6.Sağlık Bakanlığının oluşturduğu “Bilim Kurulu” dışında, Hazine ve Maliye Bakanlığının eşgüdümünde ayrı bir “Ekonomik ve Sosyal Sorunları Değerlendirme Kurulu” oluştururduk. Böylece ekonomik ve sosyal açıdan yapılması gerekenler, merkezi yönetimle yerel yönetimler arasındaki işbirliğinin esasları, alınması gereken ekonomik ve sosyal kararlar bu kurul tarafından alınırdı. Böylece sorunun işsizlik ve yoksullukla mücadele boyutu anlam kazanır ve vatandaşlara her türlü güven verilirdi.
7.Parlamentoda grubu bulunan siyasal partilerin Genel Başkanlarını davet eder, aldığımız önlemleri aktarır ve onların da görüşlerini alırdık. Meselenin bir siyasi mesele olmadığını, sorunun milli ve insani bir sorun olduğunu anlatırdık. Alınan her karar öncesinde kendilerini bilgilendirirdik.
8.Valilere yerel yönetimlerle işbirliği yapılması ve ihtiyaç sahibi vatandaşlara süratle ulaşılması talimatını verirdik.
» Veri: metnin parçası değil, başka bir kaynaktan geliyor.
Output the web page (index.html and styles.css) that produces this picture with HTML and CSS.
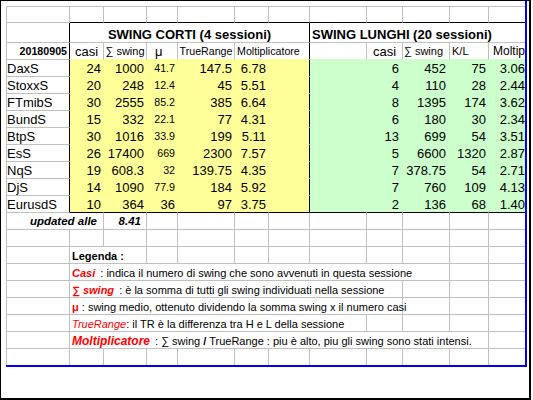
FILE: index.html
```html
<!DOCTYPE html>
<html lang="it">
<head>
<meta charset="utf-8">
<title>Swing</title>
<link rel="stylesheet" href="styles.css">
</head>
<body>
<div class="frame">
  <div class="sheet">
    <div class="grid">
      <!-- row 1 -->
      <div class="c"></div>
      <div class="c kb"></div><div class="c kb"></div><div class="c kb"></div><div class="c kb"></div><div class="c kb"></div><div class="c kb"></div>
      <div class="c kb"></div><div class="c kb"></div><div class="c kb"></div><div class="c kb"></div><div class="c kb nr"></div>
      <!-- row 2 -->
      <div class="c kr"></div>
      <div class="c sp6 kr ctr b">SWING CORTI (4 sessioni)</div>
      <div class="c sp5 nr b">SWING LUNGHI (20 sessioni)</div>
      <!-- row 3 -->
      <div class="c kr r b s">20180905</div>
      <div class="c ctr yb">casi</div>
      <div class="c ctr m yb">∑ swing</div>
      <div class="c yb mu">μ</div>
      <div class="c ctr s yb">TrueRange</div>
      <div class="c sp2 s kr yb">Moltiplicatore</div>
      <div class="c gb"></div>
      <div class="c ctr gb">casi</div>
      <div class="c m gb pl1">∑ swing</div>
      <div class="c m gb">K/L</div>
      <div class="c r m12 gb nr p0">Moltip</div>

      <!-- DaxS -->
      <div class="c kr pl0">DaxS</div>
      <div class="c y r">24</div><div class="c y r">1000</div><div class="c y r s">41.7</div><div class="c y r">147.5</div><div class="c y r">6.78</div><div class="c y kr"></div>
      <div class="c g"></div><div class="c g r p3">6</div><div class="c g r p3">452</div><div class="c g r">75</div><div class="c g r nr p0">3.06</div>
      <!-- StoxxS -->
      <div class="c kr pl0">StoxxS</div>
      <div class="c y r">20</div><div class="c y r">248</div><div class="c y r s">12.4</div><div class="c y r">45</div><div class="c y r">5.51</div><div class="c y kr"></div>
      <div class="c g"></div><div class="c g r p3">4</div><div class="c g r p3">110</div><div class="c g r">28</div><div class="c g r nr p0">2.44</div>
      <!-- FTmibS -->
      <div class="c kr pl0">FTmibS</div>
      <div class="c y r">30</div><div class="c y r">2555</div><div class="c y r s">85.2</div><div class="c y r">385</div><div class="c y r">6.64</div><div class="c y kr"></div>
      <div class="c g"></div><div class="c g r p3">8</div><div class="c g r p3">1395</div><div class="c g r">174</div><div class="c g r nr p0">3.62</div>
      <!-- BundS -->
      <div class="c kr pl0">BundS</div>
      <div class="c y r">15</div><div class="c y r">332</div><div class="c y r s">22.1</div><div class="c y r">77</div><div class="c y r">4.31</div><div class="c y kr"></div>
      <div class="c g"></div><div class="c g r p3">6</div><div class="c g r p3">180</div><div class="c g r">30</div><div class="c g r nr p0">2.34</div>
      <!-- BtpS -->
      <div class="c kr pl0">BtpS</div>
      <div class="c y r">30</div><div class="c y r">1016</div><div class="c y r s">33.9</div><div class="c y r">199</div><div class="c y r">5.11</div><div class="c y kr"></div>
      <div class="c g"></div><div class="c g r p3">13</div><div class="c g r p3">699</div><div class="c g r">54</div><div class="c g r nr p0">3.51</div>
      <!-- EsS -->
      <div class="c kr pl0">EsS</div>
      <div class="c y r">26</div><div class="c y r">17400</div><div class="c y r s">669</div><div class="c y r">2300</div><div class="c y r">7.57</div><div class="c y kr"></div>
      <div class="c g"></div><div class="c g r p3">5</div><div class="c g r p3">6600</div><div class="c g r">1320</div><div class="c g r nr p0">2.87</div>
      <!-- NqS -->
      <div class="c kr pl0">NqS</div>
      <div class="c y r">19</div><div class="c y r">608.3</div><div class="c y r s">32</div><div class="c y r">139.75</div><div class="c y r">4.35</div><div class="c y kr"></div>
      <div class="c g"></div><div class="c g r p3">7</div><div class="c g r p3">378.75</div><div class="c g r">54</div><div class="c g r nr p0">2.71</div>
      <!-- DjS -->
      <div class="c kr pl0">DjS</div>
      <div class="c y r">14</div><div class="c y r">1090</div><div class="c y r s">77.9</div><div class="c y r">184</div><div class="c y r">5.92</div><div class="c y kr"></div>
      <div class="c g"></div><div class="c g r p3">7</div><div class="c g r p3">760</div><div class="c g r">109</div><div class="c g r nr p0">4.13</div>
      <!-- EurusdS -->
      <div class="c kr pl0">EurusdS</div>
      <div class="c y r kb">10</div><div class="c y r kb">364</div><div class="c y r kb">36</div><div class="c y r kb">97</div><div class="c y r kb">3.75</div><div class="c y kr kb"></div>
      <div class="c g kb"></div><div class="c g r p3 kb">2</div><div class="c g r p3 kb">136</div><div class="c g r kb">68</div><div class="c g r nr p0 kb">1.40</div>

      <!-- updated -->
      <div class="c sp2 r bi upd">updated alle</div>
      <div class="c r bi upd2">8.41</div>
      <div class="c"></div><div class="c"></div><div class="c"></div><div class="c"></div><div class="c"></div><div class="c"></div><div class="c"></div><div class="c"></div><div class="c nr"></div>
      <!-- empty -->
      <div class="c"></div><div class="c"></div><div class="c"></div><div class="c"></div><div class="c"></div><div class="c"></div>
      <div class="c"></div><div class="c"></div><div class="c"></div><div class="c"></div><div class="c"></div><div class="c nr"></div>
      <!-- Legenda -->
      <div class="c"></div>
      <div class="c sp2 lg b">Legenda :</div>
      <div class="c"></div><div class="c"></div><div class="c"></div><div class="c"></div><div class="c"></div><div class="c"></div><div class="c"></div><div class="c"></div><div class="c nr"></div>
      <!-- Casi -->
      <div class="c"></div>
      <div class="c sp9 lg"><span><em class="red bi gap">Casi</em> : indica il numero di swing che sono avvenuti in questa sessione</span></div>
      <div class="c"></div><div class="c nr"></div>
      <!-- swing -->
      <div class="c"></div>
      <div class="c sp8 lg"><span><em class="red bi gap">∑ swing</em> : è la somma di tutti gli swing individuati nella sessione</span></div>
      <div class="c"></div><div class="c"></div><div class="c nr"></div>
      <!-- mu -->
      <div class="c"></div>
      <div class="c sp8 lg"><span><b class="red">μ</b> : swing medio, ottenuto dividendo la somma swing x il numero casi</span></div>
      <div class="c"></div><div class="c"></div><div class="c nr"></div>
      <!-- TrueRange -->
      <div class="c"></div>
      <div class="c sp7 lg"><span><em class="red it">TrueRange</em>: il TR è la differenza tra H e L della sessione</span></div>
      <div class="c"></div><div class="c"></div><div class="c"></div><div class="c nr"></div>
      <!-- Moltiplicatore -->
      <div class="c"></div>
      <div class="c sp10 lg"><span><em class="red bi big gap">Moltiplicatore</em> : ∑ swing <b>/</b> TrueRange : piu è alto, piu gli swing sono stati intensi.</span></div>
      <div class="c nr"></div>
      <!-- last empty -->
      <div class="c nb"></div><div class="c nb"></div><div class="c nb"></div><div class="c nb"></div><div class="c nb"></div><div class="c nb"></div>
      <div class="c nb"></div><div class="c nb"></div><div class="c nb"></div><div class="c nb"></div><div class="c nb"></div><div class="c nb nr"></div>
    </div>
  </div>
</div>
</body>
</html>
```

FILE: styles.css
```css
html, body {
  margin: 0;
  padding: 0;
  background: #ffffff;
}

body {
  font-family: "Liberation Sans", Arial, sans-serif;
  color: #000000;
}

.frame {
  box-sizing: border-box;
  width: 531px;
  height: 400px;
  border-style: solid;
  border-color: #000000;
  border-width: 1px 2px 2px 1px;
}

.sheet {
  margin-left: 5px;
  padding-top: 5px;
  width: 519px;
  border-right: 2px solid #0000ff;
  border-bottom: 2px solid #0000ff;
}

.grid {
  display: grid;
  border-top: 1px solid #c0c0c0;
  border-left: 1px solid #c0c0c0;
  grid-template-columns: 63px 34px 43px 31px 57px 34px 41px 57px 36px 47px 39px 36px;
  grid-template-rows: 16px 20px 17px repeat(9, 17px) 17px 17px 17px repeat(5, 17px) 16px;
}

.c {
  box-sizing: border-box;
  display: flex;
  align-items: flex-end;
  justify-content: flex-start;
  white-space: nowrap;
  padding: 0 2px;
  font-size: 13px;
  line-height: 15px;
  border-right: 1px solid #c0c0c0;
  border-bottom: 1px solid #c0c0c0;
  min-width: 0;
}

.r { justify-content: flex-end; }
.ctr { justify-content: center; }

.sp2 { grid-column: span 2; }
.sp5 { grid-column: span 5; }
.sp6 { grid-column: span 6; }
.sp7 { grid-column: span 7; }
.sp8 { grid-column: span 8; }
.sp9 { grid-column: span 9; }
.sp10 { grid-column: span 10; }

.y {
  background: #ffff99;
  border-right-color: #ffff99;
  border-bottom-color: #ffff99;
}

.g {
  background: #ccffcc;
  border-right-color: #ccffcc;
  border-bottom-color: #ccffcc;
}

.yb { border-bottom-color: #ffff99; }
.gb { border-bottom-color: #ccffcc; }

.kr { border-right-color: #000000; }
.kb { border-bottom-color: #000000; }
.nr { border-right: none; }
.nb { border-bottom: none; }

.b { font-weight: bold; }
.bi { font-weight: bold; font-style: italic; }
.it { font-style: italic; }

.s { font-size: 10.67px; }
.m { font-size: 11px; }
.m12 { font-size: 12px; }

.mu { padding-left: 8px; }
.pl0 { padding-left: 0; }
.pl1 { padding-left: 1px; }
.p3 { padding-right: 3px; }
.p0 { padding-right: 0; }

.upd {
  font-size: 11.5px;
  padding-right: 6px;
}

.upd2 {
  font-size: 11.5px;
  padding-right: 5px;
}

.lg {
  font-size: 11px;
  line-height: 13px;
  padding-left: 2px;
}

.red { color: #ff0000; }
.gap { margin-right: 2px; }
.big { font-size: 12px; }

em { font-style: normal; }
em.bi { font-style: italic; }
em.it { font-style: italic; }
```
Ayrıca bilim kurulunun önerisi doğrultusunda aldığımız kararlara uymayanlar hakkında gerekli işlemlerin ivedilikle yapılması talimatını da verirdik.
9.Büyükşehir ve diğer Belediye Başkanlarına bilim kurulunun önerileri doğrultusunda alınan kararlara uymalarının zorunluluğunu anlatır ve bu konuda ellerinden gelen çabayı göstermelerini isterdik.
10.Vatandaşlarımıza “Bu kararları, sınırlamaları sizin sağlığınız, Türkiye’nin sağlığı ve geleceği için alıyoruz. Evinizde kalınız. İhtiyaç sahiplerinin tüm ihtiyaçları asgari düzeyde sağlanacaktır. Yerel yönetimler bu konuda üstlerine düşeni yapacaktır. Valiliklerin koordinasyonundaki 112 acil çağrı merkezlerinden veya belediyelere ait 153 telefon numarasından sorunlarınızı aktarabilirsiniz.” çağrısında bulunurduk.
11.Bilim kurulunun da önerileri alınarak, hazırlayacağımız bir bilgi formu çerçevesinde her gün belli bilgilerin valilikler tarafından merkezde kurulan iki ayrı komisyona aktarırdık.”